It’s all about searching
Thursday, 5 February 2009
The first time I searched for a random scanned document on my computer—and found it—I realized that this is one of the greatest benefits of the paperless home. This is one area where traditional paper lacks. And with the free products available today, there’s no need to be without.
In this article, I describe two searching options, one for the Mac and one for the PC.
A few days ago I wrote a post about five minutes in the paperless life, where I described registering my wife’s car and dealing with the associated paperwork.
As I filled out the form, I needed my insurance information, but had no idea where it was. I simply hit ⌘-Space and typed in my insurance company’s name, immediately bringing up all documents that mention the company, including my recent policy renewal.
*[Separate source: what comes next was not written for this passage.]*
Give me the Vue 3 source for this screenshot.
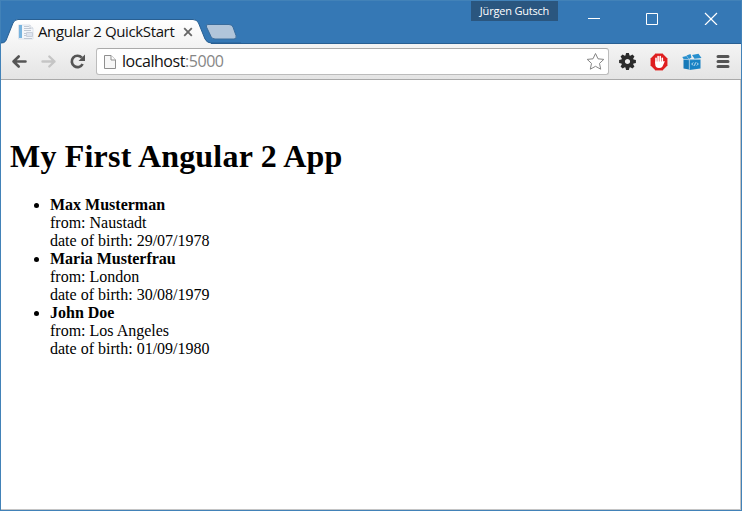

Until the past couple of years, such full-system document searching on a PC or Mac was hit-or-miss, slow and unreliable. Anyone serious about finding their documents needed special document indexing software.
Today, anyone can begin effortless full-system searching for free on either operating system.
Spotlight
If you are on a Macintosh, running Tiger or Leopard, you have access to an excellent document indexing tool that is built right in to your operating system. Just click on the little magnifying glass in the upper-right corner of the screen and start typing; you will see all kinds of documents, files, applications, etcetera, that match your search.
This is especially nice because there is no sluggish indexing process running all the time. The Os X operating system provides filesystem events that tell any interested applications that “something has changed over here on the disk” so there is no need to laboriously crawl the filesystem looking for changes.
Spotlight will always search filenames and any metadata you have added to the file using the Finder.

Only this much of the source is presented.